Asset Sale: The core of liquidation is converting assets to cash. The liquidator has the power to sell movable and immovable properties of the company by public auction or private contract, in one lot or piecemeal, as he deems fit. However, there is a crucial restriction: “the liquidator shall not sell the assets of the corporate debtor to any person who is ineligible to be a resolution applicant” – essentially barring sales to persons prohibited by Section 29A of IBC.

Sales are generally done via e-auctions following the process in Schedule I of the Liquidation Regulations, which specifies how auction notices, reserve prices, and earnest money deposits (EMD) are to be handled.

In 2025, the liquidation regulations were amended to improve the auction process: the bidding window has been enlarged from at least 14 days to about 30 days, giving buyers more time. The liquidator must also explicitly mention in the auction terms that if the highest bidder is later found ineligible under Section 29A, their EMD will be forfeited.

Throughout the asset realization stage, the liquidator also pursues recoveries inside and outside the company: e.g., calling in any remaining unpaid capital contribution, selling actionable claims, and pursuing avoidance actions. If the company had transactions that were fraudulent, preferential to certain creditors, undervalued, or extortionate, the liquidator is duty-bound to investigate and file applications before NCLT to reverse such transactions (Sections 43–51 of IBC).

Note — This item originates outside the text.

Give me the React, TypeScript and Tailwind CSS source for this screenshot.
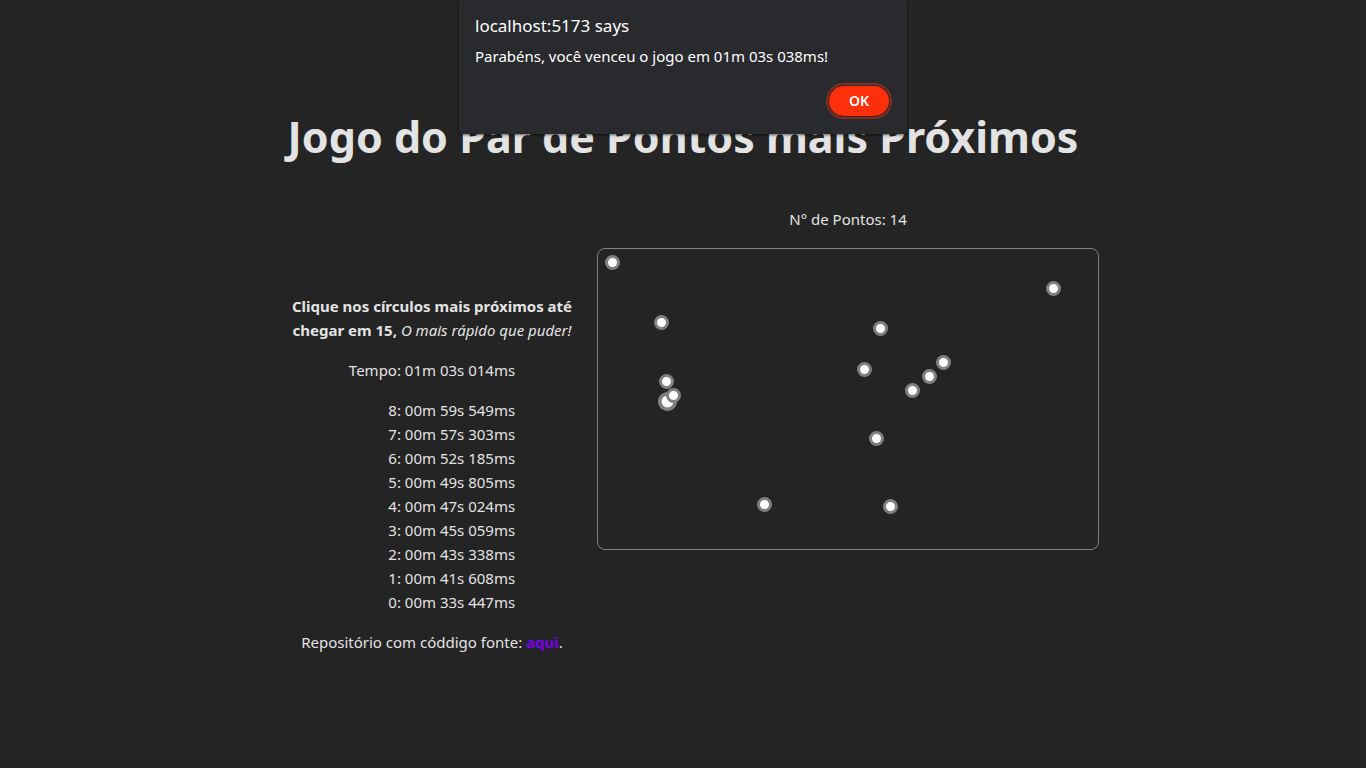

Distribution of Proceeds: The IBC Waterfall

After liquidating the assets and collecting all recoveries, the liquidator will distribute the proceeds to stakeholders in the order of priority set out in Section 53 of IBC (often called the waterfall mechanism). This statutory order ensures an equitable and structured payout:

  1. Insolvency Resolution Process Cost and Liquidation Cost – paid in full first: These include the fees of the resolution professional and liquidator, costs of running the liquidation. They have the highest priority and must be paid before anyone else. Only after these costs are recovered does any creditor see a payment.
  2. Secured creditors and Workmen’s dues (for last 24 months) – pari passu: These rank equally. Secured creditors who relinquish their security interest to the liquidation estate join at this level for the amount of their debts. Alongside them, workmen’s unpaid dues for the preceding two years are paid. If the available funds are insufficient to pay both in full, they share proportionately.
  3. Wages and unpaid dues to other employees (for last 12 months): This class, which covers rank-and-file employees’ dues, comes next.
  4. Unsecured financial creditors: All remaining unsecured creditors (typically financial creditors without collateral, or any operational creditors that did not fall into employee/workmen category) come next. In practice, many trade suppliers, utilities, and even government tax claims fall in the levels below, which means they often recover little unless the asset realization was substantial.
  5. Subordinated claims: Below unsecured creditors, any remaining debts and dues are paid. This includes two sub-categories that rank equally: (i) Crown debts (dues to Central or State Government for the past two years) and (ii) unpaid secured creditor debts (if a secured creditor’s enforcement left a shortfall, that deficiency is paid here).
  6. Residual debts: After satisfying all the above, if any money remains, it goes to any lower priority debts or remaining claims (this could include penalties, damages, etc., not covered above).
  7. Shareholders: Finally, equity holders – preference shareholders first, then equity shareholders – get any leftover funds. In most insolvencies, this is zero, as shareholders’ claims are last in line by design.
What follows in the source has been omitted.